• **INSTRUCTIONS FOR THE TASK**
Which lines below hold the word "Tailwind"? Report each one.

(Web page code records)
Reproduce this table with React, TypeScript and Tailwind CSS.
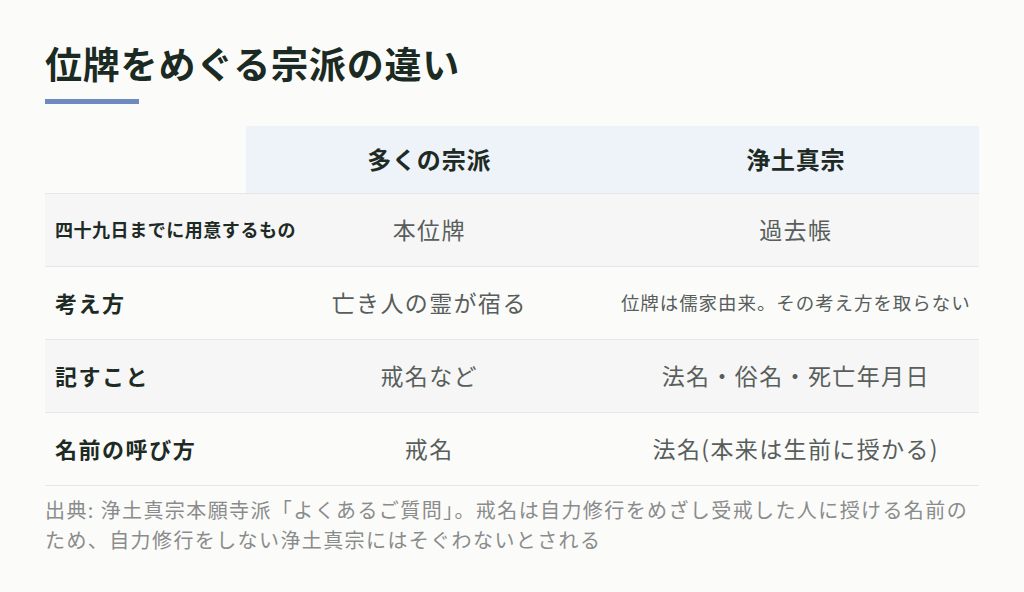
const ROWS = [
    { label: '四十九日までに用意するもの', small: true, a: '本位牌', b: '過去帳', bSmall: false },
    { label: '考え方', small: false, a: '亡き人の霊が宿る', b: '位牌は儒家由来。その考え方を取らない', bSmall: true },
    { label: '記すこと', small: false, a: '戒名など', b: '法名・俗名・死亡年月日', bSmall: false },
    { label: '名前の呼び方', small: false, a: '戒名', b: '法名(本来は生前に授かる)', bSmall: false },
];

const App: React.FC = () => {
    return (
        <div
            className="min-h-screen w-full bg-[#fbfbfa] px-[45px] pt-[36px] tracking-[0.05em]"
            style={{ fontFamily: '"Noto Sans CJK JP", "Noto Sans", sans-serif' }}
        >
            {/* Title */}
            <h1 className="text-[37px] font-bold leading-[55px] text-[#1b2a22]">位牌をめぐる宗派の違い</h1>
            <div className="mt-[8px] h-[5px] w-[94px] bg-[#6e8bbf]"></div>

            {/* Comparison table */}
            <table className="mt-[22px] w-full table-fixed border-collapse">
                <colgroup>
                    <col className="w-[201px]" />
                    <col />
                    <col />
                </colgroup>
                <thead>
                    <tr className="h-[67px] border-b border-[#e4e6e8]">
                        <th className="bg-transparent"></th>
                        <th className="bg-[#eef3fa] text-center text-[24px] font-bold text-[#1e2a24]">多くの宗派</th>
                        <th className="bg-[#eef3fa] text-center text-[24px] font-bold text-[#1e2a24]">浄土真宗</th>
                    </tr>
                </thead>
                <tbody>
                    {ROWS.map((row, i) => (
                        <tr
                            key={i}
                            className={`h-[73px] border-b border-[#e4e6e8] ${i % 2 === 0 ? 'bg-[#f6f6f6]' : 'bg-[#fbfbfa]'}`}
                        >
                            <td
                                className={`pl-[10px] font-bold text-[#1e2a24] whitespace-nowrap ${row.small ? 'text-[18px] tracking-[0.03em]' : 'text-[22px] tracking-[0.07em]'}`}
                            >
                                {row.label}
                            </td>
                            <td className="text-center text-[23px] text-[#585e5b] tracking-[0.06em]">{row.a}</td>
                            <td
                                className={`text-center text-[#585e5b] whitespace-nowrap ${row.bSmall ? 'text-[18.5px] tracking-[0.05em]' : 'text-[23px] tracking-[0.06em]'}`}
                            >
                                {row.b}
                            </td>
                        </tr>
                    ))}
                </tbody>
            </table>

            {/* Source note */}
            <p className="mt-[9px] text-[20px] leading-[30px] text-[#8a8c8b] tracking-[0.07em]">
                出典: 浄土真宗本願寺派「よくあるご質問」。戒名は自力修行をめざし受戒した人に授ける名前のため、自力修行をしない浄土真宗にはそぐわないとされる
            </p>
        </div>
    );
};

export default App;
* * *
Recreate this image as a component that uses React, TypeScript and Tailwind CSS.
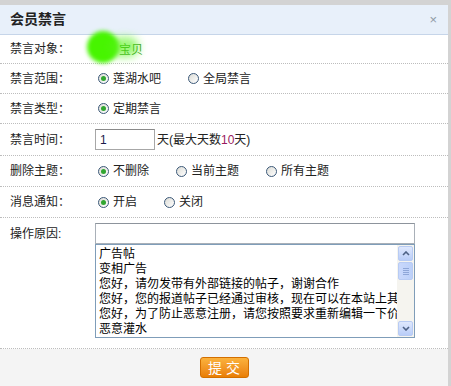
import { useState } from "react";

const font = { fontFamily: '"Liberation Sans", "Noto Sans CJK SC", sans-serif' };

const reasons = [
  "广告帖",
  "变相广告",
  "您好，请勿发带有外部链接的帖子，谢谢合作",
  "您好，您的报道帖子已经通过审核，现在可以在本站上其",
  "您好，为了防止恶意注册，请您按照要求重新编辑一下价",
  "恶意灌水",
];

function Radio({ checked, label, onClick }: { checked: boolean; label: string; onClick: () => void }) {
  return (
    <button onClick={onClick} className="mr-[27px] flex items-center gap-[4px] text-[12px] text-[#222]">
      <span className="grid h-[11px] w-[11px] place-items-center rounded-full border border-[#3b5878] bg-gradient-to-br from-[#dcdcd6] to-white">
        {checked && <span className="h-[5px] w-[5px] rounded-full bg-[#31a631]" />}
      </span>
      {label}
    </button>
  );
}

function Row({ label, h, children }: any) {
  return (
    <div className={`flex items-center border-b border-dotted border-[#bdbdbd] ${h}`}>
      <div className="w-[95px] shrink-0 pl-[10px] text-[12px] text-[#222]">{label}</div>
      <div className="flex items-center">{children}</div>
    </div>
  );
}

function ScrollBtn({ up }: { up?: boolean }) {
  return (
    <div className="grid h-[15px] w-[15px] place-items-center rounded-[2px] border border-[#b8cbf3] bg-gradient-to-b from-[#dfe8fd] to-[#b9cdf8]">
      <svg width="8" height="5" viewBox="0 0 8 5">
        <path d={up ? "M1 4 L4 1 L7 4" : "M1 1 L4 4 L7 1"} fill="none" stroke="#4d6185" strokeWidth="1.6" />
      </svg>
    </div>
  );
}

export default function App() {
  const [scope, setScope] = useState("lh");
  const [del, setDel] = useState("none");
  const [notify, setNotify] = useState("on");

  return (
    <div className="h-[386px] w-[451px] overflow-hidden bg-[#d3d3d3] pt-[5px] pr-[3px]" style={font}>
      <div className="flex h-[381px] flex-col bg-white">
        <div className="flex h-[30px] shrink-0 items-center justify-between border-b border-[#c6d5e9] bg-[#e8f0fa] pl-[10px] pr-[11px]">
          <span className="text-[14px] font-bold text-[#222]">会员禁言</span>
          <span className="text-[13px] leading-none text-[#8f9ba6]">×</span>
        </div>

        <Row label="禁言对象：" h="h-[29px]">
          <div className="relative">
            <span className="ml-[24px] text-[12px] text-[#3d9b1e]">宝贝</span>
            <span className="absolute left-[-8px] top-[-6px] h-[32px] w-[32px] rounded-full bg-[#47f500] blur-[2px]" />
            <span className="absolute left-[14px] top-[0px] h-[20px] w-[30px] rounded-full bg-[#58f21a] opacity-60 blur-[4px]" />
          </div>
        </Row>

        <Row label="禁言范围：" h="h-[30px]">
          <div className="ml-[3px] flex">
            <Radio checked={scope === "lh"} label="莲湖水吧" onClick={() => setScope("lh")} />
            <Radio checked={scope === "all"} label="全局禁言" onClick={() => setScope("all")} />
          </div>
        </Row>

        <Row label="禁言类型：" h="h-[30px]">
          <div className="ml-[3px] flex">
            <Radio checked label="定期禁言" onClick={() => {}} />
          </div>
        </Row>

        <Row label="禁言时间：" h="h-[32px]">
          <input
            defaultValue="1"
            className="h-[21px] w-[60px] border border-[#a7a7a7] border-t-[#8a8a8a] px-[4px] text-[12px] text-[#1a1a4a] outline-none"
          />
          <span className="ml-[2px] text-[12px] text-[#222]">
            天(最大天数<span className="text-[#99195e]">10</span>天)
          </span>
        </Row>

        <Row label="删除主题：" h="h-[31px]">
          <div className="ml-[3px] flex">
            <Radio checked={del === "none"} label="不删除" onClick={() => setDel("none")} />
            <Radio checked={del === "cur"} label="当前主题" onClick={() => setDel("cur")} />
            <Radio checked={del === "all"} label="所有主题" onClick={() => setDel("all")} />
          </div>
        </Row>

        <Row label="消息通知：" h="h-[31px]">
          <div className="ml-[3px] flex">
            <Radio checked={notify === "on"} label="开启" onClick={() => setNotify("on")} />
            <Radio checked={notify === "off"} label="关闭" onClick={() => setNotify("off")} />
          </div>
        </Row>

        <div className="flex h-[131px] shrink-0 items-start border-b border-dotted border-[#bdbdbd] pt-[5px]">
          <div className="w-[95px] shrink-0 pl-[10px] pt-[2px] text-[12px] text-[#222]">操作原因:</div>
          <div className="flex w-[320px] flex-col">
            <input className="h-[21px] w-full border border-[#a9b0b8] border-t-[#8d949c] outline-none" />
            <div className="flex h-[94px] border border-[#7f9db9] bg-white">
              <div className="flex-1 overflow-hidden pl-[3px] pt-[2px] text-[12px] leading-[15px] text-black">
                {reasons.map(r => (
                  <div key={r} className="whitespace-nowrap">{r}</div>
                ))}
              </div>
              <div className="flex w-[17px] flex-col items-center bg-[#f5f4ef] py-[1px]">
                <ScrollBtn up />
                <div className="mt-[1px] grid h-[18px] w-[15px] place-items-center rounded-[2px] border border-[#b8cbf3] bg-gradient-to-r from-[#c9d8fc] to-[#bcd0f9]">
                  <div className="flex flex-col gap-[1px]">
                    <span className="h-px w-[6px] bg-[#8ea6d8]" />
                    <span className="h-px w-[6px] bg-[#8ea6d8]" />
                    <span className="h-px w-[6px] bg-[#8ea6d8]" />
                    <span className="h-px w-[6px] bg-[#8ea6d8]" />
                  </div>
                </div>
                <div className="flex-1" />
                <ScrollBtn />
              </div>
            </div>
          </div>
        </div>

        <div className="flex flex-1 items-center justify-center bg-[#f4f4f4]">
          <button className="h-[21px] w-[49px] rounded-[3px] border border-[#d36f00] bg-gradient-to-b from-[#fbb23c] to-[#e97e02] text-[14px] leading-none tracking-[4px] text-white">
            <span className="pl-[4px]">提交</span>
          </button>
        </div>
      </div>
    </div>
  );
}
---
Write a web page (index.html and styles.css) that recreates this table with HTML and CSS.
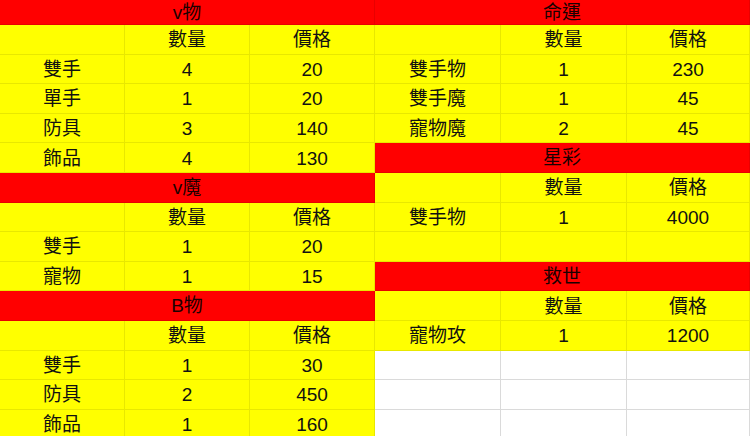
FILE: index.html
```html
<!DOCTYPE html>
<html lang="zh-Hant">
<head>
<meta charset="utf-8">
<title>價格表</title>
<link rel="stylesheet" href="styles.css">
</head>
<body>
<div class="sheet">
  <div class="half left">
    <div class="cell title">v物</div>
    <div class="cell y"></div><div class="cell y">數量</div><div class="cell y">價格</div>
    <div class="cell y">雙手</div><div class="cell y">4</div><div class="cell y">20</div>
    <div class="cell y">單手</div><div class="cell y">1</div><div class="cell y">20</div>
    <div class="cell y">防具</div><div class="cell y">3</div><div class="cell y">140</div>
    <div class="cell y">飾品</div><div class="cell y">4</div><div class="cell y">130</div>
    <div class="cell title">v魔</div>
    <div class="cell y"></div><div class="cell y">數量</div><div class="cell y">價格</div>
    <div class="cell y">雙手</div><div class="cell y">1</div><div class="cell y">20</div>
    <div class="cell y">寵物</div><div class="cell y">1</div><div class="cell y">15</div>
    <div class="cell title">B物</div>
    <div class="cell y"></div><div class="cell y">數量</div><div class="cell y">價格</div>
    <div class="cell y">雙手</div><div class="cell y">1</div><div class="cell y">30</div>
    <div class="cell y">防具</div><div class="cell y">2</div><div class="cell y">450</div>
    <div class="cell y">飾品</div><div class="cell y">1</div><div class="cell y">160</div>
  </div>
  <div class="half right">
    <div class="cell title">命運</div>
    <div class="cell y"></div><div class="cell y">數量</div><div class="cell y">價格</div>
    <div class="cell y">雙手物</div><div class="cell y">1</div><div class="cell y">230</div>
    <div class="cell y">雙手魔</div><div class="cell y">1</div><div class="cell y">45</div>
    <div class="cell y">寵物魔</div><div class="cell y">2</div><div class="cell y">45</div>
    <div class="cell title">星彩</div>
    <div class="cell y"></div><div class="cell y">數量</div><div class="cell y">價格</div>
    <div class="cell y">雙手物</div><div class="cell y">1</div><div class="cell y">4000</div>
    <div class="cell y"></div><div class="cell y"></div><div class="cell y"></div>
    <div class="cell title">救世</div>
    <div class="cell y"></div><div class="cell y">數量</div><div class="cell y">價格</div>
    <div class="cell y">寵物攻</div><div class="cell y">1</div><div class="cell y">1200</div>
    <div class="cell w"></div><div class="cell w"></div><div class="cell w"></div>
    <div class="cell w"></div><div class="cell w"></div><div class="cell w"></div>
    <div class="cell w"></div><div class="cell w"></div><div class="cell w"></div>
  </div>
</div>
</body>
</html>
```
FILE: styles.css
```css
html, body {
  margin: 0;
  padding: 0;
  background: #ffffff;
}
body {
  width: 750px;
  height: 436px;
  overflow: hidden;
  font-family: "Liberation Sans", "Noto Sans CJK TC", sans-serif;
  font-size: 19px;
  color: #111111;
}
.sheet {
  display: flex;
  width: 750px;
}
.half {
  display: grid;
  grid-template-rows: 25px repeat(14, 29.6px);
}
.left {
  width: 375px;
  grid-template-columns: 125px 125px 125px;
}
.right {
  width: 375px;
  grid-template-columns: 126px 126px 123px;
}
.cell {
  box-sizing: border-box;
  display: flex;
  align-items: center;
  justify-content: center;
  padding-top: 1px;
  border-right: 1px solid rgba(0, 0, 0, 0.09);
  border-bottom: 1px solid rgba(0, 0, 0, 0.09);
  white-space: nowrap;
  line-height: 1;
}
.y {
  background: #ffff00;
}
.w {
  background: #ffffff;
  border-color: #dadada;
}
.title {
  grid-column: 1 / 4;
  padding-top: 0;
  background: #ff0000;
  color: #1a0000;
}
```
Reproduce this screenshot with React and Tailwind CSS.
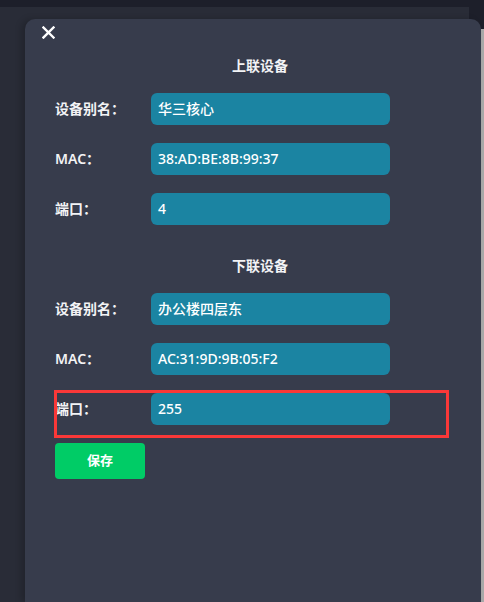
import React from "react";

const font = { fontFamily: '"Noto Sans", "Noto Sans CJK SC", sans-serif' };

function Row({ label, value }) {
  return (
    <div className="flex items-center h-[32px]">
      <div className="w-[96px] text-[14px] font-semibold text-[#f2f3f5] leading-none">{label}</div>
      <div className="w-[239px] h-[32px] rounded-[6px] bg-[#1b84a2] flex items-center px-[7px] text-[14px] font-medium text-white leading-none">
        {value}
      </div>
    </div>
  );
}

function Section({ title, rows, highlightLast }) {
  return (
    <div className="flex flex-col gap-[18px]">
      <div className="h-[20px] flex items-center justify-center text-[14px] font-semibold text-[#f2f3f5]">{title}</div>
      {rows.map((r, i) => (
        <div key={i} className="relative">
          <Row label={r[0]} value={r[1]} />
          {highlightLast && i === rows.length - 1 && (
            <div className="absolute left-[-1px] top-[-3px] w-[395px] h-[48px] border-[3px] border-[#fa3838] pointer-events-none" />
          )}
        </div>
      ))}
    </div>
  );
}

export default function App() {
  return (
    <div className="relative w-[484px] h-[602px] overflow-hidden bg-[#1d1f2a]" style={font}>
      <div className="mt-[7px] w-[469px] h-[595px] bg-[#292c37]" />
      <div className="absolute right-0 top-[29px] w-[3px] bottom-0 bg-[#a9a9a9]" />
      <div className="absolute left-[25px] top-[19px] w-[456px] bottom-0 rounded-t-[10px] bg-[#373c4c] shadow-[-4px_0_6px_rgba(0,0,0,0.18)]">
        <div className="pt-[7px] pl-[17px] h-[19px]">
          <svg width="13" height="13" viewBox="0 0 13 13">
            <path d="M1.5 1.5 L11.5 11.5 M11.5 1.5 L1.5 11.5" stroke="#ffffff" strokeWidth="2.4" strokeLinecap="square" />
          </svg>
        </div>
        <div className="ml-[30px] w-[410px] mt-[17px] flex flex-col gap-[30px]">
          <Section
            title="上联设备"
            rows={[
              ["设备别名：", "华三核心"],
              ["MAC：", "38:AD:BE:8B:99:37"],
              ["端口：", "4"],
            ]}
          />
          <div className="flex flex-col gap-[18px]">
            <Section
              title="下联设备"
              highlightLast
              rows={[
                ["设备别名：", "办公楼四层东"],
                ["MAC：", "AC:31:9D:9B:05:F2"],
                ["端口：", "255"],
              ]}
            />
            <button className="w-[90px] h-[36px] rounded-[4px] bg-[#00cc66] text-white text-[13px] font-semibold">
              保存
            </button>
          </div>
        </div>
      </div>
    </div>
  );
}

• **RESPONSE BELOW**
Reproduce this table with React, TypeScript and Tailwind CSS.
Recreate this image as a component that uses React, TypeScript and Tailwind CSS.
Reproduce this screenshot with React and Tailwind CSS.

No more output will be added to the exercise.